» STATED TASK
Collect all lines containing the word "Tailwind" from the data.

» RECORDS PROVIDED
_ _ _ _

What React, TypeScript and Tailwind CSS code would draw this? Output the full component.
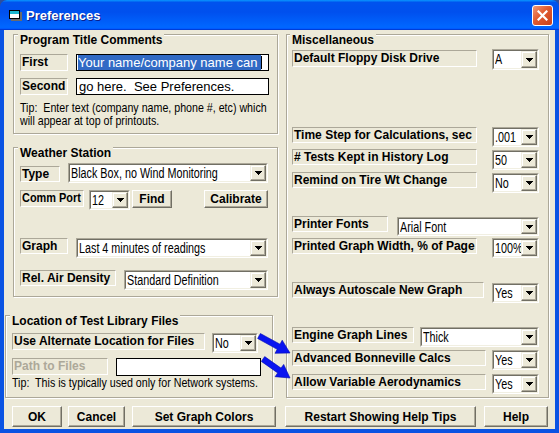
import React from "react";

function N({ children }: { children: React.ReactNode }) {
  return <span className="inline-block origin-left [transform:scaleX(0.82)] whitespace-pre">{children}</span>;
}

function Label({ cls, children, disabled }: { cls: string; children: React.ReactNode; disabled?: boolean }) {
  return (
    <div
      className={`shrink-0 border border-t-[#aca899] border-l-[#aca899] border-b-white border-r-white pl-[1px] text-[12px] font-bold leading-[14px] whitespace-nowrap overflow-hidden ${
        disabled ? "text-[#aca899]" : "text-black"
      } ${cls}`}
    >
      {children}
    </div>
  );
}

function Combo({ cls, value }: { cls: string; value: string }) {
  return (
    <div className={`flex shrink-0 border border-t-[#aca899] border-l-[#aca899] border-b-white border-r-white ${cls}`}>
      <div className="flex flex-1 min-w-0 bg-white border border-t-[#716f64] border-l-[#716f64] border-b-[#f1efe2] border-r-[#f1efe2]">
        <div className="flex-1 min-w-0 overflow-hidden whitespace-nowrap pl-[1px] text-[14px] leading-[17px]">
          <span className="inline-block origin-left [transform:scaleX(0.77)] whitespace-pre">{value}</span>
        </div>
        <div className="w-[16px] shrink-0 flex items-center justify-center bg-[#ece9d8] border border-t-[#f1efe2] border-l-[#f1efe2] border-b-[#716f64] border-r-[#716f64] shadow-[inset_-1px_-1px_0_#aca899,inset_1px_1px_0_#fff]">
          <svg width="7" height="4" viewBox="0 0 7 4" shapeRendering="crispEdges">
            <path d="M0 0H7V1H6V2H5V3H4V4H3V3H2V2H1V1H0Z" fill="#000" />
          </svg>
        </div>
      </div>
    </div>
  );
}

function Btn({ cls, children }: { cls: string; children: React.ReactNode }) {
  return (
    <div
      className={`flex shrink-0 items-center justify-center bg-[#ece9d8] border border-t-white border-l-white border-b-[#716f64] border-r-[#716f64] shadow-[inset_-1px_-1px_0_#aca899] text-[12px] font-bold leading-none whitespace-nowrap ${cls}`}
    >
      {children}
    </div>
  );
}

function Group({ cls, title, titleCls, children }: { cls: string; title: string; titleCls: string; children: React.ReactNode }) {
  return (
    <div className={`flex flex-col shrink-0 border border-[#aca899] shadow-[inset_1px_1px_0_#fff,1px_1px_0_#fff] ${cls}`}>
      <div className={`-mt-[2px] px-[2px] w-fit bg-[#ece9d8] text-[12px] font-bold leading-[14px] whitespace-nowrap ${titleCls}`}>{title}</div>
      {children}
    </div>
  );
}

function arrowPts(tx: number, ty: number, px: number, py: number) {
  const dx = px - tx;
  const dy = py - ty;
  const L = Math.hypot(dx, dy);
  const ux = dx / L;
  const uy = dy / L;
  const nx = -uy;
  const ny = ux;
  const hw = 2.9;
  const hh = 7.5;
  const hl = 13;
  const bx = px - ux * hl;
  const by = py - uy * hl;
  const pts = [
    [tx + nx * hw, ty + ny * hw],
    [bx + nx * hw, by + ny * hw],
    [bx + nx * hh, by + ny * hh],
    [px, py],
    [bx - nx * hh, by - ny * hh],
    [bx - nx * hw, by - ny * hw],
    [tx - nx * hw, ty - ny * hw],
  ];
  return pts.map((p) => `${p[0].toFixed(1)},${p[1].toFixed(1)}`).join(" ");
}

function TitleBar() {
  return (
    <div className="h-[30px] shrink-0 flex items-start rounded-t-[7px] bg-[linear-gradient(180deg,#0997ff,#0053ee_8%,#0050ee_40%,#0066ff_88%,#0066ff_93%,#005bff_95%,#003dd7_96%,#003dd7)]">
      <svg className="ml-[8px] mt-[9px] shrink-0" width="15" height="13" viewBox="0 0 15 13" shapeRendering="crispEdges">
        <rect x="3" y="3" width="11" height="9" fill="#6b6b6b" />
        <rect x="1" y="1" width="11" height="9" fill="#000" />
        <rect x="2" y="2" width="9" height="7" fill="#fff" />
        <rect x="2" y="2" width="9" height="3" fill="#1cb8d0" />
      </svg>
      <div className="ml-[3px] mt-[8px] text-white text-[13px] font-bold leading-[16px] [text-shadow:1px_1px_0_#0a1e8c]">Preferences</div>
      <div className="ml-auto mt-[5px] mr-[6px] w-[21px] h-[21px] rounded-[3px] border border-white bg-[linear-gradient(135deg,#f29a78,#e05a30_45%,#c9401b)] flex items-center justify-center">
        <svg width="11" height="11" viewBox="0 0 11 11">
          <path d="M1.5 1.5L9.5 9.5M9.5 1.5L1.5 9.5" stroke="#fff" strokeWidth="2.2" strokeLinecap="square" />
        </svg>
      </div>
    </div>
  );
}

export default function App() {
  const rightRow = (mt: string, label: string, labelCls: string, comboCls: string, value: string) => (
    <div className={`flex items-start h-[20px] ${mt}`}>
      <Label cls={`ml-[5px] h-[16px] ${labelCls}`}>{label}</Label>
      <Combo cls={comboCls} value={value} />
    </div>
  );

  return (
    <div className="w-[559px] h-[433px] bg-[#2d4f9e]">
      <div className="relative w-[559px] h-[433px] flex flex-col rounded-t-[7px] overflow-hidden bg-[#0a53e3] font-['Liberation_Sans',Arial,sans-serif] text-black">
        <TitleBar />
        <div className="flex flex-col mx-[4px] h-[399px] bg-[#ece9d8]">
          <div className="flex">
            {/* Left column */}
            <div className="flex flex-col w-[274px] shrink-0">
              <Group cls="ml-[9px] mt-[4px] w-[265px] h-[100px]" title="Program Title Comments" titleCls="ml-[4px]">
                <div className="flex mt-[7px] h-[17px]">
                  <Label cls="ml-[6px] w-[48px] h-[17px]">First</Label>
                  <div className="ml-[8px] w-[193px] h-[17px] bg-white border border-black overflow-hidden whitespace-pre text-[13px] leading-[15px] pl-[1px]">
                    <span className="bg-[#316ac5] text-white">Your name/company name can </span>
                    <span className="inline-block w-[1px] h-[13px] bg-black align-[-2px]" />
                  </div>
                </div>
                <div className="flex mt-[7px] h-[17px]">
                  <Label cls="ml-[6px] w-[48px] h-[17px]">Second</Label>
                  <div className="ml-[8px] w-[193px] h-[17px] bg-white border border-black overflow-hidden whitespace-pre text-[13px] leading-[15px] pl-[2px]">
                    go here.  See Preferences.
                  </div>
                </div>
                <div className="ml-[6px] mt-[6px] text-[13px] leading-[13px]">
                  <N>{"Tip:  Enter text (company name, phone #, etc) which\nwill appear at top of printouts."}</N>
                </div>
              </Group>

              <Group cls="ml-[9px] mt-[13px] w-[265px] h-[150px]" title="Weather Station" titleCls="ml-[4px]">
                <div className="flex items-start mt-[3px] h-[20px]">
                  <Label cls="ml-[6px] mt-[3px] w-[40px] h-[16px]">Type</Label>
                  <Combo cls="ml-[8px] w-[200px] h-[20px]" value="Black Box, no Wind Monitoring" />
                </div>
                <div className="flex items-start mt-[7px] h-[20px]">
                  <Label cls="ml-[6px] w-[64px] h-[17px]">
                    <span className="inline-block origin-left [transform:scaleX(0.91)]">Comm Port</span>
                  </Label>
                  <Combo cls="ml-[5px] w-[41px] h-[20px]" value="12" />
                  <Btn cls="ml-[2px] w-[40px] h-[18px]">Find</Btn>
                  <Btn cls="ml-[32px] w-[64px] h-[18px]">Calibrate</Btn>
                </div>
                <div className="flex items-start mt-[28px] h-[20px]">
                  <Label cls="ml-[6px] w-[48px] h-[16px]">Graph</Label>
                  <Combo cls="ml-[8px] w-[192px] h-[20px]" value="Last 4 minutes of readings" />
                </div>
                <div className="flex items-start mt-[12px] h-[20px]">
                  <Label cls="ml-[6px] w-[96px] h-[16px]">Rel. Air Density</Label>
                  <Combo cls="ml-[8px] w-[144px] h-[20px]" value="Standard Definition" />
                </div>
              </Group>

              <Group cls="ml-[1px] mt-[18px] w-[268px] h-[83px]" title="Location of Test Library Files" titleCls="ml-[4px]">
                <div className="flex items-start mt-[5px] h-[20px]">
                  <Label cls="ml-[6px] w-[193px] h-[17px]">Use Alternate Location for Files</Label>
                  <Combo cls="ml-[7px] w-[46px] h-[20px]" value="No" />
                </div>
                <div className="flex items-start mt-[5px] h-[18px]">
                  <Label cls="ml-[6px] w-[96px] h-[17px]" disabled>
                    Path to Files
                  </Label>
                  <div className="ml-[8px] w-[145px] h-[18px] bg-white border border-black" />
                </div>
                <div className="ml-[6px] mt-[0px] text-[13px] leading-[13px]">
                  <N>Tip:  This is typically used only for Network systems.</N>
                </div>
              </Group>
            </div>

            {/* Right column */}
            <Group cls="ml-[8px] mt-[4px] w-[263px] h-[364px]" title="Miscellaneous" titleCls="ml-[3px]">
              <div className="flex items-start mt-[2px] h-[21px]">
                <Label cls="ml-[5px] mt-[1px] w-[185px] h-[17px]">Default Floppy Disk Drive</Label>
                <Combo cls="ml-[15px] w-[47px] h-[21px]" value="A" />
              </div>
              {rightRow("mt-[57px]", "Time Step for Calculations, sec", "w-[185px]", "ml-[15px] w-[47px] h-[20px]", ".001")}
              {rightRow("mt-[2px]", "# Tests Kept in History Log", "w-[185px]", "ml-[15px] mt-[1px] w-[47px] h-[20px]", "50")}
              {rightRow("mt-[3px]", "Remind on Tire Wt Change", "w-[185px]", "ml-[15px] mt-[1px] w-[47px] h-[20px]", "No")}
              {rightRow("mt-[24px]", "Printer Fonts", "w-[96px]", "ml-[9px] mt-[1px] w-[142px] h-[19px]", "Arial Font")}
              {rightRow("mt-[2px]", "Printed Graph Width, % of Page", "w-[185px]", "ml-[15px] w-[47px] h-[20px]", "100%")}
              {rightRow("mt-[24px]", "Always Autoscale New Graph", "w-[192px]", "ml-[8px] mt-[1px] w-[47px] h-[20px]", "Yes")}
              {rightRow("mt-[25px]", "Engine Graph Lines", "w-[122px]", "ml-[6px] w-[119px] h-[20px]", "Thick")}
              {rightRow("mt-[3px]", "Advanced Bonneville Calcs", "w-[194px]", "ml-[6px] w-[47px] h-[20px]", "Yes")}
              {rightRow("mt-[4px]", "Allow Variable Aerodynamics", "w-[194px]", "ml-[6px] w-[47px] h-[20px]", "Yes")}
            </Group>
          </div>

          {/* Button row */}
          <div className="flex mt-[8px]">
            <Btn cls="ml-[8px] w-[50px] h-[21px]">OK</Btn>
            <Btn cls="ml-[6px] w-[57px] h-[21px]">Cancel</Btn>
            <Btn cls="ml-[7px] w-[144px] h-[21px]">Set Graph Colors</Btn>
            <Btn cls="ml-[9px] w-[191px] h-[21px]">Restart Showing Help Tips</Btn>
            <Btn cls="ml-[8px] w-[64px] h-[21px]">Help</Btn>
          </div>
        </div>

        <svg className="absolute left-0 top-0 pointer-events-none" width="559" height="433" viewBox="0 0 559 433">
          <polygon points={arrowPts(259, 336, 290, 353)} fill="#0a14f0" stroke="#0008b0" strokeWidth="0.6" />
          <polygon points={arrowPts(263, 359, 290, 378)} fill="#0a14f0" stroke="#0008b0" strokeWidth="0.6" />
        </svg>
      </div>
    </div>
  );
}
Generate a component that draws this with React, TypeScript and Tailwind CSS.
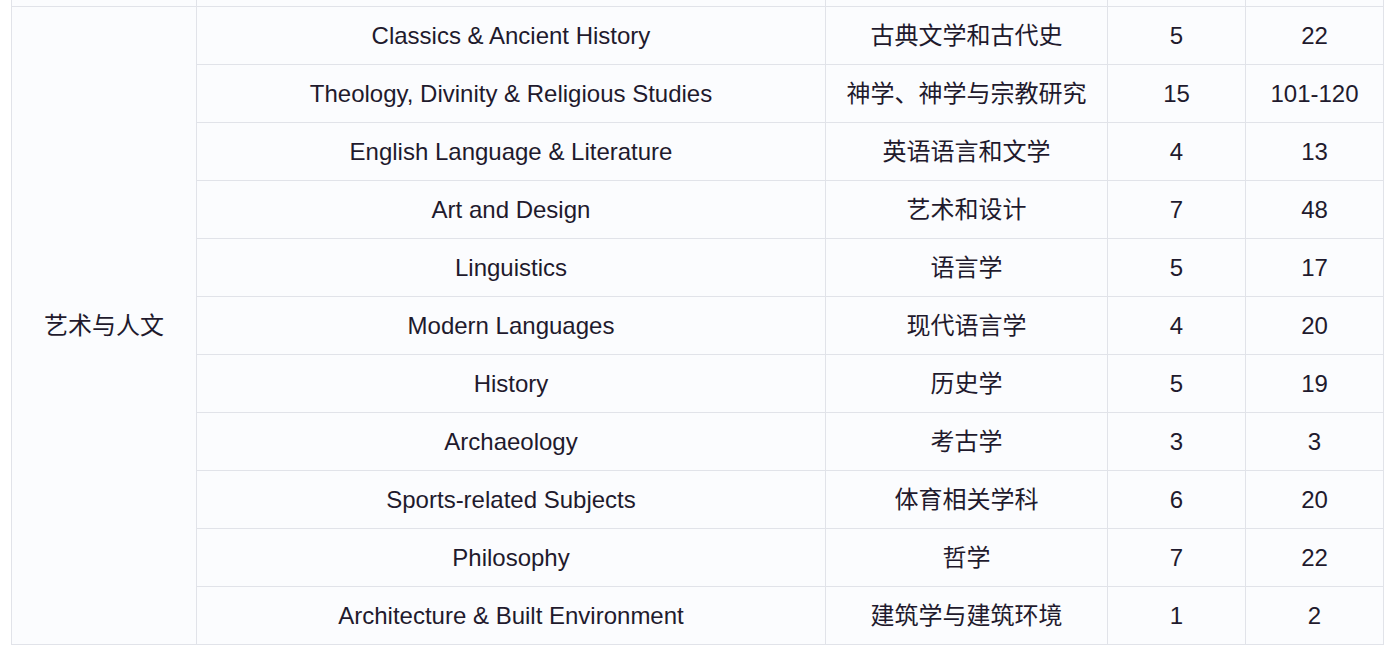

_ _ _ _

» RESULT FOR THIS TASK
What React, TypeScript and Tailwind CSS code would draw this? Output the full component.
Generate a component that draws this with React, TypeScript and Tailwind CSS.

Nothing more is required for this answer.